◆ Exercise objective
Provide the count of lines that hold "page" and no other output.

=======

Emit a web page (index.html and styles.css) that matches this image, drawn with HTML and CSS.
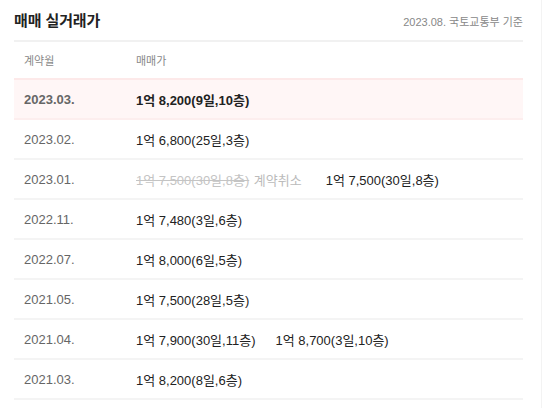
FILE: index.html
```html
<!DOCTYPE html>
<html lang="ko">
<head>
<meta charset="utf-8">
<link rel="stylesheet" href="styles.css">
</head>
<body>
<div class="page">
  <div class="head">
    <h2 class="title">매매 실거래가</h2>
    <span class="source">2023.08. 국토교통부 기준</span>
  </div>
  <div class="table">
    <div class="row row-head">
      <span class="c-date">계약월</span>
      <span class="c-price">매매가</span>
    </div>
    <div class="row row-hl">
      <span class="c-date">2023.03.</span>
      <span class="c-price"><span class="deal bold">1억 8,200(9일,10층)</span></span>
    </div>
    <div class="row">
      <span class="c-date">2023.02.</span>
      <span class="c-price"><span class="deal">1억 6,800(25일,3층)</span></span>
    </div>
    <div class="row">
      <span class="c-date">2023.01.</span>
      <span class="c-price"><span class="deal cancel"><s>1억 7,500(30일,8층)</s> <span class="cancel-label">계약취소</span></span><span class="deal">1억 7,500(30일,8층)</span></span>
    </div>
    <div class="row">
      <span class="c-date">2022.11.</span>
      <span class="c-price"><span class="deal">1억 7,480(3일,6층)</span></span>
    </div>
    <div class="row">
      <span class="c-date">2022.07.</span>
      <span class="c-price"><span class="deal">1억 8,000(6일,5층)</span></span>
    </div>
    <div class="row">
      <span class="c-date">2021.05.</span>
      <span class="c-price"><span class="deal">1억 7,500(28일,5층)</span></span>
    </div>
    <div class="row">
      <span class="c-date">2021.04.</span>
      <span class="c-price"><span class="deal">1억 7,900(30일,11층)</span><span class="deal">1억 8,700(3일,10층)</span></span>
    </div>
    <div class="row">
      <span class="c-date">2021.03.</span>
      <span class="c-price"><span class="deal">1억 8,200(8일,6층)</span></span>
    </div>
  </div>
</div>
</body>
</html>
```

FILE: styles.css
```css
html, body {
  margin: 0;
  padding: 0;
  background: #fff;
}
body {
  font-family: "Liberation Sans", "Noto Sans CJK KR", Arial, sans-serif;
  color: #222;
}
.page {
  width: 542px;
  height: 408px;
  padding: 0 18px 0 14px;
  box-sizing: border-box;
  border-right: 1px solid #f3f3f3;
}
.head {
  height: 40px;
  display: flex;
  align-items: center;
  justify-content: space-between;
  border-bottom: 2px solid #f1f1f1;
}
.title {
  margin: 0;
  font-size: 15px;
  font-weight: bold;
  color: #222;
  letter-spacing: -0.1px;
  position: relative;
  top: -1px;
}
.source {
  font-size: 11px;
  color: #888;
  position: relative;
  top: 1px;
}
.row {
  display: flex;
  align-items: center;
  height: 38px;
  border-bottom: 2px solid #f4f4f4;
  font-size: 13px;
}
.row-head {
  height: 36px;
  border-bottom: none;
  font-size: 11px;
  color: #888;
}
.row-head .c-date, .row-head .c-price {
  color: #888;
}
.row-hl {
  background: #fff6f6;
  border-top: 2px solid #fde9e9;
  border-bottom: 2px solid #fdeeee;
}
.c-date {
  width: 112px;
  padding-left: 10px;
  color: #666;
  flex: none;
}
.c-price {
  display: flex;
  gap: 20px;
  color: #222;
}
.row-hl .c-date {
  font-weight: bold;
}
.bold {
  font-weight: bold;
}
.cancel {
  color: #bbb;
}
.cancel s {
  color: #c4c4c4;
}
.cancel-label {
  margin-left: 1px;
  margin-right: 4px;
}
```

=======

◆ Response to this task
3